The company has also tested products aimed at younger girls. IPs such as Yeluo Li and Pokémon underperformed, so Bloks is now shifting to scenario-based sets to target that demographic.
These efforts come at a cost. Rising R&D spending, higher tooling fees from new SKUs, and the expansion of low-priced products dragged gross margin down 4.5 percentage points year on year.
The company also highlighted user experience in its report. Unlike Pop Mart, whose collectibles thrive on aesthetics and scarcity, construction toys rely on creativity. That explains why Lego invests heavily in community engagement, co-creation, and theme parks to reinforce its “creation” narrative.
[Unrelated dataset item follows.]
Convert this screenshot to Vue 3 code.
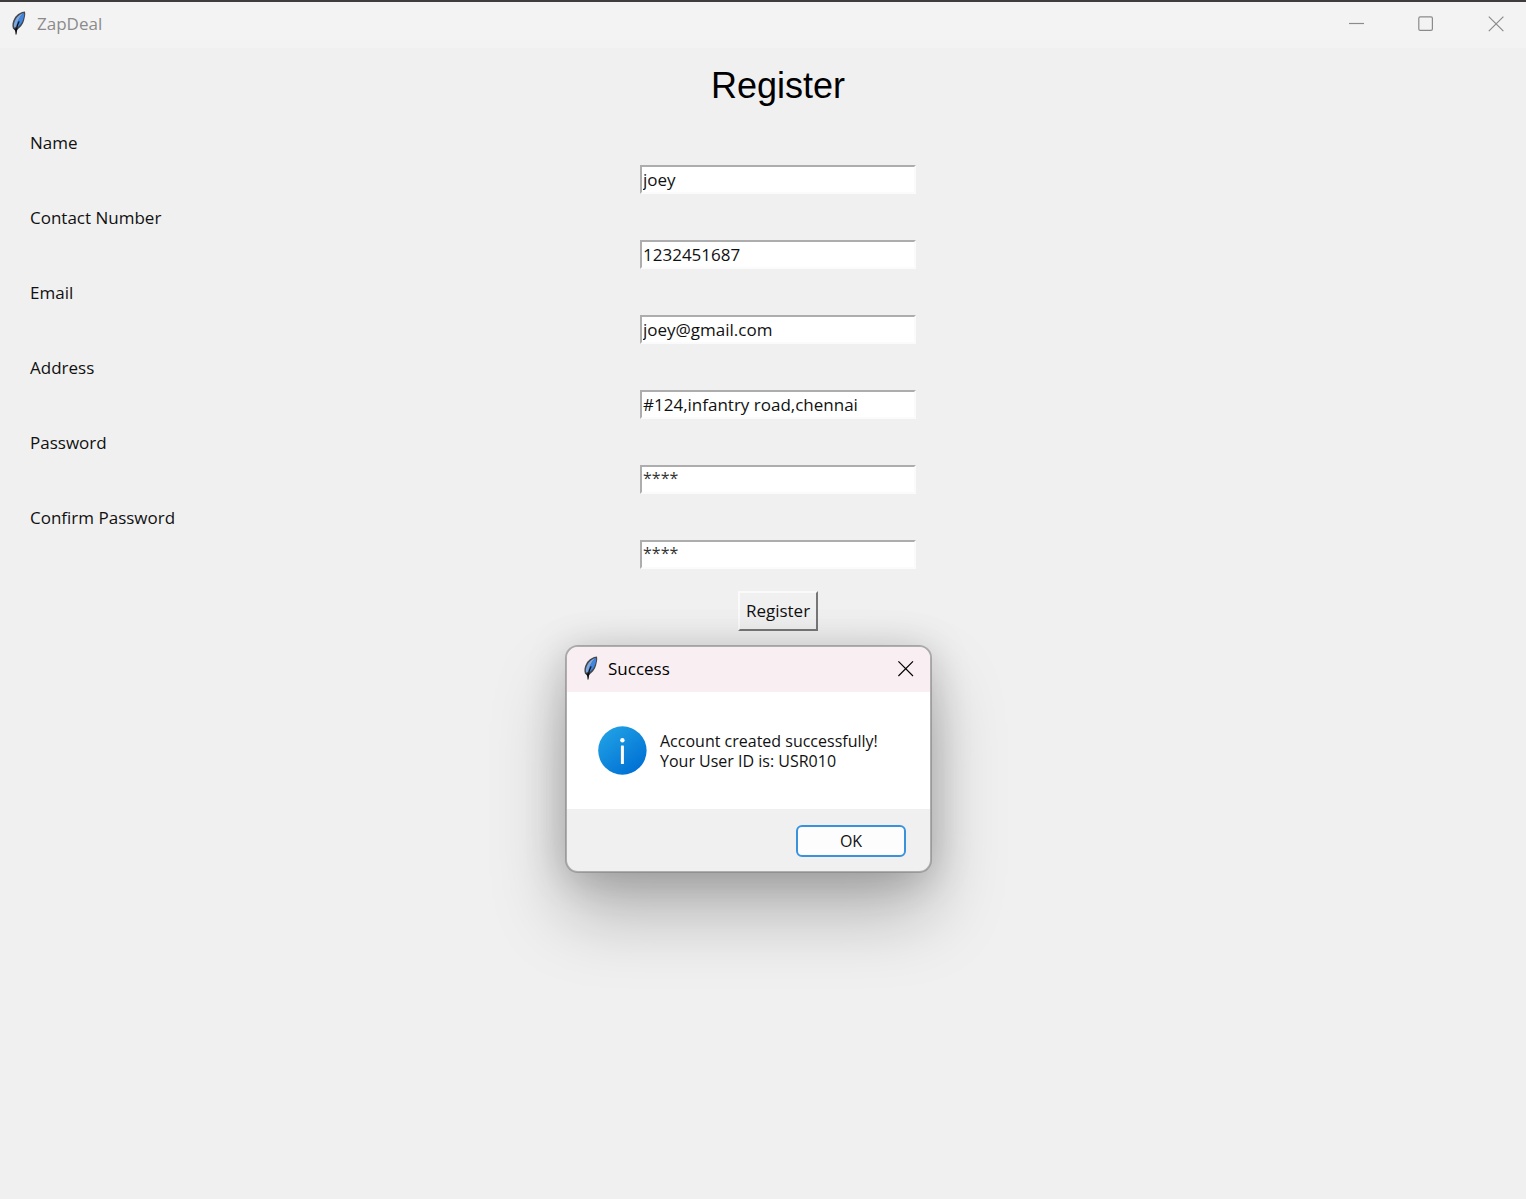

Bloks is experimenting with a similar approach. This year, it is continuing the Blokees Figures Creators (BFC) competition across 150 cities in China. Parents traveled long distances with their children to attend, drawn by the belief that such contests foster creativity.
Founded in 2014, Bloks spent its first eight years as a block toy maker before pivoting to construction sets in 2022. The shift boosted margins and growth, culminating in its Hong Kong IPO. By mid-2024, it had partnered with more than 450 distributors, covering all top-tier cities in China and over 80% of lower-tier ones.
While Lego and Bandai Namco remain the global leaders, Bloks has risen quickly. By sidestepping Lego’s niche in small bricks and focusing instead on larger, more affordable pieces, it carved out a value-driven segment and built a broad offline distribution network.
Still young, Bloks has room to shape its own path. But its latest results underline the central question: how long it can monetize licensed IPs at scale, and whether that strategy will resonate both in China and overseas.